Archive for February 12th, 2016

Stamp Collection

When I was a toddler, my grandfather started a stamp collection for me.  He collected plate blocks: this is four stamps at the corner of a sheet of stamps next to a serial number.  Every time a new U.S. stamp would come out, he would run to the post office and buy a plate block.  It was an inexpensive hobby (the cost of the face value of 4 stamps), and he attended to it diligently and doggedly, careful to not miss a single new issue, taking great care to preserve the stamps in a special album dedicated to this purpose.  Over the years, the single album grew to four.  My grandfather urged me to continue collecting as I grew into a teenager and then had a driver’s license and could run to the post office to buy my own stamps.  And I did maintain the collection out of love, respect, honor and gratitude to him until he died, even though truth be told, I had no real interest in the stamps.

So now I’m clearing out stuff and I found the albums.  I inquired at two different coin and stamp stores, and it turns out that the stamps are worth less than the face value!  The reason:  there is simply no interest, so there is no market.  I was told by both vendors, “Kids today aren’t interested in stamps, they’re interested in computer games.”  Only truly rare antique stamps or stamps with printing errors have any market value.
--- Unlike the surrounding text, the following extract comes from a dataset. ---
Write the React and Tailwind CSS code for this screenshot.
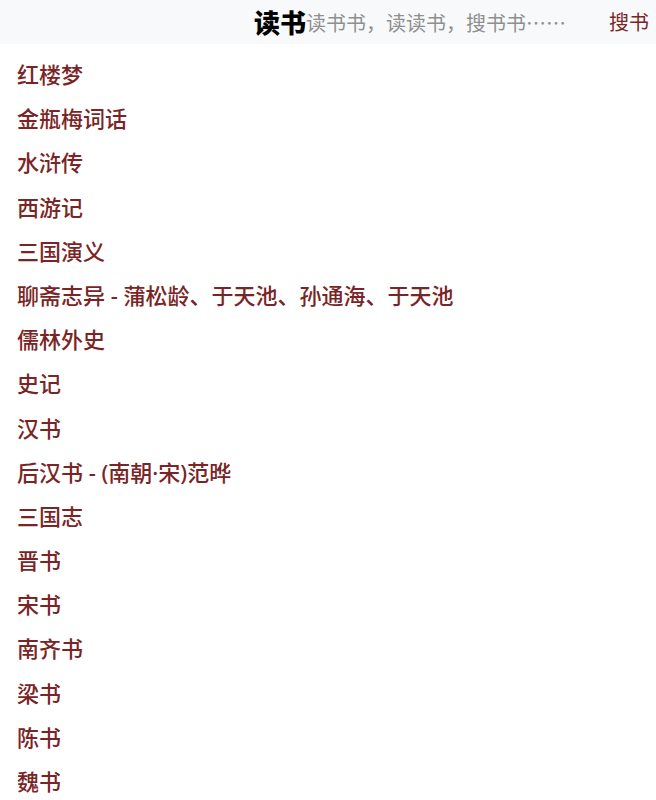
import React from 'react'

const books = [
  '红楼梦',
  '金瓶梅词话',
  '水浒传',
  '西游记',
  '三国演义',
  '聊斋志异 - 蒲松龄、于天池、孙通海、于天池',
  '儒林外史',
  '史记',
  '汉书',
  '后汉书 - (南朝·宋)范晔',
  '三国志',
  '晋书',
  '宋书',
  '南齐书',
  '梁书',
  '陈书',
  '魏书',
]

const listFont = { fontFamily: '"Noto Sans", "Noto Sans CJK SC", sans-serif' }
const headFont = { fontFamily: '"Noto Sans CJK SC", "Noto Sans", sans-serif' }

export default function App() {
  return (
    <div className="w-[656px] h-[800px] overflow-hidden bg-white">
      <header className="h-[44px] bg-[#f8f9fa] flex items-center justify-end" style={headFont}>
        <h1 className="text-[26px] font-black text-black leading-none">读书</h1>
        <input
          className="w-[296px] h-full bg-transparent outline-none text-[20px] text-[#333] placeholder:text-[#8f8f8f]"
          placeholder="读书书，读读书，搜书书……"
        />
        <button className="h-full px-[7px] text-[20px] text-[#7b2525]">搜书</button>
      </header>

      <ul className="pt-[8px] pl-[17px]" style={listFont}>
        {books.map(b => (
          <li key={b} className="h-[44.2px] leading-[44px] text-[22px] font-medium text-[#7a2525] whitespace-nowrap">
            <a href="#">{b}</a>
          </li>
        ))}
      </ul>
    </div>
  )
}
Going through the albums is a bit like time travel.  It gives a fascinating glimpse of modern American history from  the 1950s to the 1970s.  The stamps in those early years started out with dour portraits and plain monochrome designs, but thanks to the psychedelic sixties, suddenly US stamps were instilled with Love and peace and diversity; dedication and memorials and celebrations; the Beatles, Hollywood celebrities, athletes, endangered animals, Nobel scientists, medical and scientific discoveries, moon and Mars landings, food and farmers and educators.

I feel bad that no one will enthusiastically inherit this collection, and indeed, my grandfather’s stamps will now be used for postage.  Because most of the stamps are in the two- to twenty-five cent range, they will fill and decorate the entire right side of an envelope since it will take so many of them to meet our current postage rates.  I don’t plan on using them on envelopes to pay my bills; to the sentimentalist that I am, it seems disrespectful somehow.  Instead, I’ll use the old stamps to write personal letters and send greetings to friends.

Of course, that may also be hard to do, since nowadays people rely on email and social media to communicate.  Alas, like stamp collecting, the art of letter writing is mostly a relic, doubtful to return to prominence anytime soon.







Quiet Family Time

In this day and age of over-scheduling, running around till you drop (while wondering what it is that you accomplished), battling with kids over homework and computer time and crazy schedules that don’t even allow families to eat together much less communicate other than by text messages, I was really happy to receive this candid photo of my son and two of his kids playing Clue together.  I’m so proud of them that despite all the craziness associated with urban living, job stress, and not enough time to breathe, they make the time for a quiet evening of togetherness.  Something tells me that these kids will not suffer much of the teenage angst of their peers.  Kudos to my son and daughter-in-law for getting it so right!